Spanish government bond yields reached another euro-era record amid mounting fears that the eurozone's fourth largest economy will need a sovereign bailout along the lines of Greece, Portugal and Ireland.
The Stoxx Europe 600 Index slid 0.9% to 255.92 at 8:05 a.m. in London. The IBEX 35 index was down 3.75% while the FTSE MIB index 2.7%. The main stock indices in Germany, the UK and France were down ~1.5% each.
The euro weakened to the lowest level against the dollar since June 2010 today while falling to the lowest level in more than 11 years against the yen.
The yield on the 10-year Spanish government bond jumped 25 basis points to 7.46%, according to reports. The short end of the curve saw more damage, with the yield on the two-year benchmark shooting up half a percentage point to 6.08%.
Italian bonds were also under pressure, sending the yield on the country's 10-year bond up 0.23 percentage point to 6.37%.
The spread between German and Spanish 10-year yields widened by more than a quarter of a percentage point to 6.33%.
Trading in Italian bank shares were suspended on Monday morning after steep declines in share prices following concern about the eurozone debt crisis.

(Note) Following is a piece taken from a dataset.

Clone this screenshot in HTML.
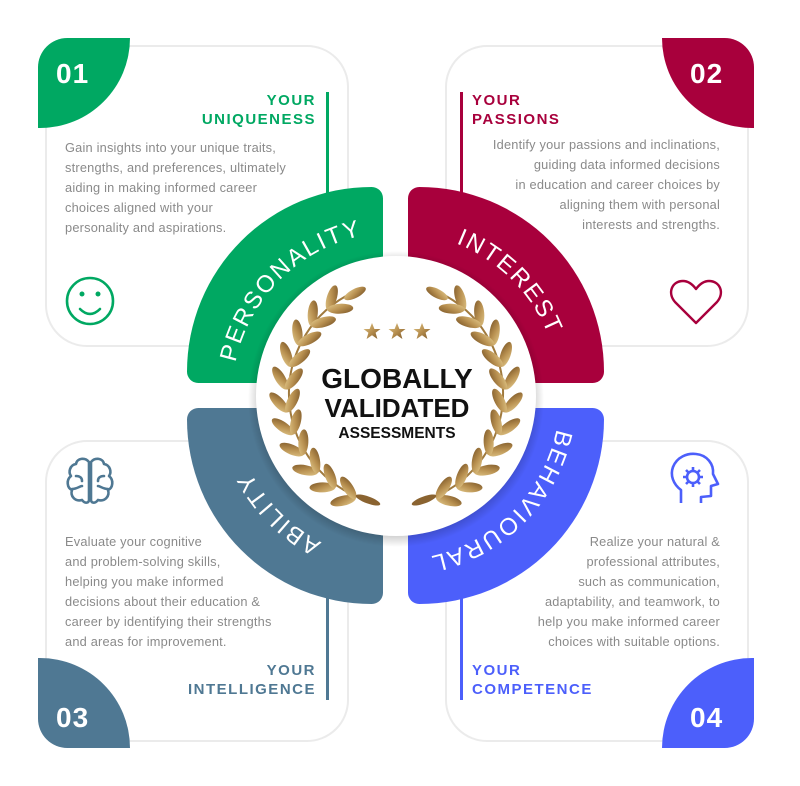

A spokesperson from Borsa Italiana confirmed that trade had been halted in shares of UniCredit SpA and Intesa Sanpaolo SpA, with the banks dropping 5% and 4.7%, respectively ahead of the suspension.
Trading was also suspended in Banca Monte dei Paschi di Siena SpA, Banco Popolare SC and Mediobanca Banca di Credito Finaziario SpA.

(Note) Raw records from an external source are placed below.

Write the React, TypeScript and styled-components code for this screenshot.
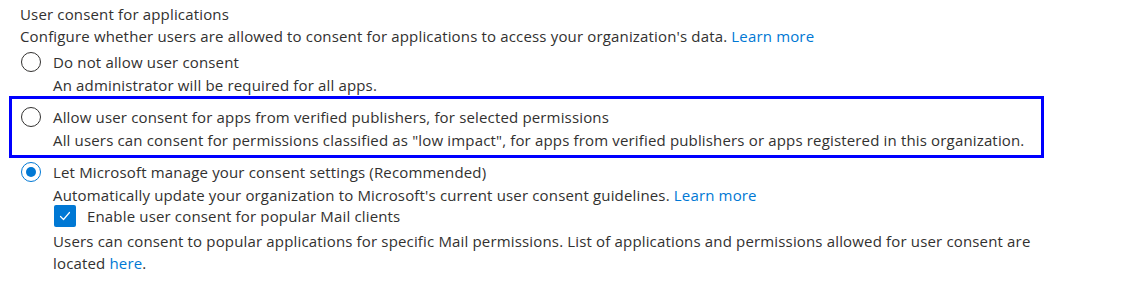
import styled, { createGlobalStyle } from 'styled-components';

const GlobalStyle = createGlobalStyle`
  body {
    margin: 0;
    background: #ffffff;
    font-family: 'Open Sans', 'Noto Sans', sans-serif;
    font-size: 15px;
    letter-spacing: 0.16px;
    color: #323130;
  }
`;

const Page = styled.div`
  padding: 3px 0 0 20px;
  line-height: 22px;
`;

const Title = styled.div``;

const Description = styled.div``;

const Link = styled.a`
  color: #0078d4;
  text-decoration: none;
`;

const Options = styled.div`
  display: flex;
  flex-direction: column;
`;

const Option = styled.div<{ $highlighted?: boolean; $top: number }>`
  display: grid;
  grid-template-columns: 32px 1fr;
  margin-top: ${(p) => p.$top}px;
  margin-left: ${(p) => (p.$highlighted ? -11 : 1)}px;
  ${(p) =>
    p.$highlighted &&
    `
    width: 1035px;
    box-sizing: border-box;
    border: 3px solid #0000ff;
    padding: 7px 0 4px 9px;
  `}
`;

const RadioCell = styled.div`
  height: 22px;
  display: flex;
  align-items: center;
`;

const Radio = styled.span<{ $checked?: boolean }>`
  width: 20px;
  height: 20px;
  box-sizing: border-box;
  border-radius: 50%;
  border: 1px solid ${(p) => (p.$checked ? '#0078d4' : '#323130')};
  display: flex;
  align-items: center;
  justify-content: center;
  &::after {
    content: '';
    display: ${(p) => (p.$checked ? 'block' : 'none')};
    width: 10px;
    height: 10px;
    border-radius: 50%;
    background: #0078d4;
  }
`;

const Body = styled.div`
  display: flex;
  flex-direction: column;
`;

const Label = styled.div``;

const Sub = styled.div<{ $top?: number }>`
  margin-top: ${(p) => p.$top ?? 1}px;
`;

const CheckRow = styled.div`
  display: flex;
  align-items: center;
  gap: 11px;
  height: 22px;
  margin-top: -1px;
  margin-left: 1px;
`;

const CheckBox = styled.span`
  width: 22px;
  height: 22px;
  border-radius: 2px;
  background: #0078d4;
  display: flex;
  align-items: center;
  justify-content: center;
`;

const Check = () => (
  <svg width="14" height="14" viewBox="0 0 14 14" fill="none">
    <path d="M2.5 7.5 L5.5 10.5 L11.5 3.5" stroke="#fff" strokeWidth="1.2" strokeLinecap="round" strokeLinejoin="round" />
  </svg>
);

export default function App() {
  return (
    <>
      <GlobalStyle />
      <Page>
        <Title>User consent for applications</Title>
        <Description>
          Configure whether users are allowed to consent for applications to access your organization's data.{' '}
          <Link href="#">Learn more</Link>
        </Description>
        <Options>
          <Option $top={4}>
            <RadioCell>
              <Radio />
            </RadioCell>
            <Body>
              <Label>Do not allow user consent</Label>
              <Sub>An administrator will be required for all apps.</Sub>
            </Body>
          </Option>
          <Option $highlighted $top={0}>
            <RadioCell>
              <Radio />
            </RadioCell>
            <Body>
              <Label>Allow user consent for apps from verified publishers, for selected permissions</Label>
              <Sub>
                All users can consent for permissions classified as "low impact", for apps from verified publishers or
                apps registered in this organization.
              </Sub>
            </Body>
          </Option>
          <Option $top={3}>
            <RadioCell>
              <Radio $checked />
            </RadioCell>
            <Body>
              <Label>Let Microsoft manage your consent settings (Recommended)</Label>
              <Sub>
                Automatically update your organization to Microsoft's current user consent guidelines.{' '}
                <Link href="#">Learn more</Link>
              </Sub>
              <CheckRow>
                <CheckBox>
                  <Check />
                </CheckBox>
                <span>Enable user consent for popular Mail clients</span>
              </CheckRow>
              <Sub $top={3}>
                Users can consent to popular applications for specific Mail permissions. List of applications and
                permissions allowed for user consent are
                <br />
                located <Link href="#">here</Link>.
              </Sub>
            </Body>
          </Option>
        </Options>
      </Page>
    </>
  );
}
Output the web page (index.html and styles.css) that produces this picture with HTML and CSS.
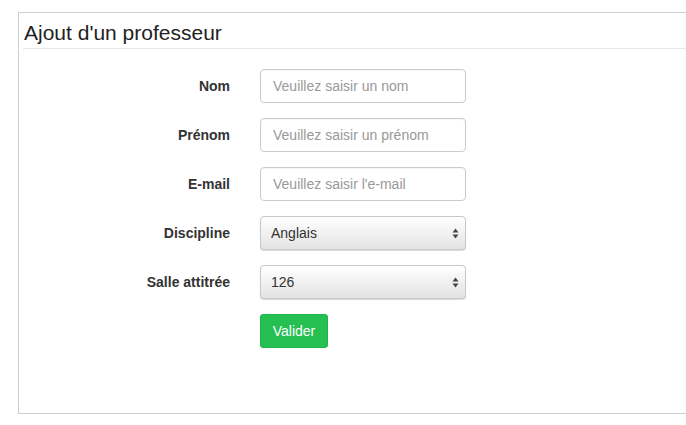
FILE: index.html
```html
<!DOCTYPE html>
<html lang="fr">
<head>
<meta charset="utf-8">
<title>Ajout d'un professeur</title>
<link rel="stylesheet" href="styles.css">
</head>
<body>
<div class="panel">
  <h1 class="panel-title">Ajout d'un professeur</h1>
  <form class="form">
    <div class="row">
      <label class="label" for="nom">Nom</label>
      <input class="control" id="nom" type="text" placeholder="Veuillez saisir un nom">
    </div>
    <div class="row">
      <label class="label" for="prenom">Prénom</label>
      <input class="control" id="prenom" type="text" placeholder="Veuillez saisir un prénom">
    </div>
    <div class="row">
      <label class="label" for="email">E-mail</label>
      <input class="control" id="email" type="text" placeholder="Veuillez saisir l'e-mail">
    </div>
    <div class="row">
      <label class="label" for="discipline">Discipline</label>
      <select class="control select" id="discipline"><option>Anglais</option></select>
    </div>
    <div class="row">
      <label class="label" for="salle">Salle attitrée</label>
      <select class="control select" id="salle"><option>126</option></select>
    </div>
    <div class="row">
      <span class="label"></span>
      <button type="button" class="btn">Valider</button>
    </div>
  </form>
</div>
</body>
</html>
```
FILE: styles.css
```css
html, body {
  margin: 0;
  padding: 0;
  background: #fff;
  font-family: "Liberation Sans", Arial, sans-serif;
  color: #333;
}
.panel {
  margin: 12px 0 0 18px;
  width: 700px;
  height: 400px;
  border: 1px solid #cfcfcf;
  border-right: none;
}
.panel-title {
  margin: 0 0 0 4px;
  padding: 9px 0 4px 1px;
  font-size: 21px;
  font-weight: normal;
  line-height: 22px;
  color: #222;
  border-bottom: 1px solid #e6e6e6;
}
.form {
  display: flex;
  flex-direction: column;
  gap: 15px;
  padding-top: 20px;
}
.row {
  display: flex;
  align-items: center;
  gap: 30px;
}
.label {
  width: 211px;
  text-align: right;
  font-size: 14px;
  font-weight: bold;
  color: #333;
}
.control {
  box-sizing: border-box;
  width: 206px;
  height: 34px;
  margin: 0;
  padding: 6px 12px;
  border: 1px solid #ccc;
  border-radius: 4px;
  font-family: "Liberation Sans", Arial, sans-serif;
  font-size: 14px;
  color: #555;
  background: #fff;
  box-shadow: inset 0 1px 1px rgba(0,0,0,0.04);
}
.control::placeholder {
  color: #999;
}
.select {
  -webkit-appearance: none;
  appearance: none;
  padding: 6px 10px;
  border-color: #c8c8c8;
  color: #333;
  background-color: #f2f2f2;
  background-image:
    url("data:image/svg+xml;utf8,<svg xmlns='http://www.w3.org/2000/svg' width='7' height='11' viewBox='0 0 7 11'><path d='M3.5 0.5 L6.5 4.5 L0.5 4.5 Z' fill='%23444'/><path d='M3.5 10.5 L6.5 6.5 L0.5 6.5 Z' fill='%23444'/></svg>"),
    linear-gradient(#ffffff, #e3e3e3);
  background-repeat: no-repeat, no-repeat;
  background-position: right 6px center, 0 0;
  background-size: 7px 11px, 100% 100%;
  box-shadow: 0 1px 1px rgba(0,0,0,0.15);
}
.btn {
  box-sizing: border-box;
  width: 68px;
  height: 34px;
  margin: 0;
  padding: 0;
  border: 1px solid #22b24c;
  border-radius: 3px;
  background: #26bf51;
  color: #fff;
  font-family: "Liberation Sans", Arial, sans-serif;
  font-size: 14px;
}
```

Spain revised down its GDP estimates for this year, next year and 2014, while reports also stated that the region of Valencia will ask the central government for financial assistance. A separate report said that the region of Murcia may also need aid, according to its president.
Spanish equities plunged and government bond yields soared on renewed fears that the country could be forced to seek a full-fledged sovereign bailout due to its debt burden. Italian government bonds also succumbed to pressure on Friday.
Investors were also disappointment with provisions of a bailout plan for Spanish banks approved by eurozone ministers. For now, liability for the package, which is expected to total as much as €100bn (US$123bn), remains with the Spanish government.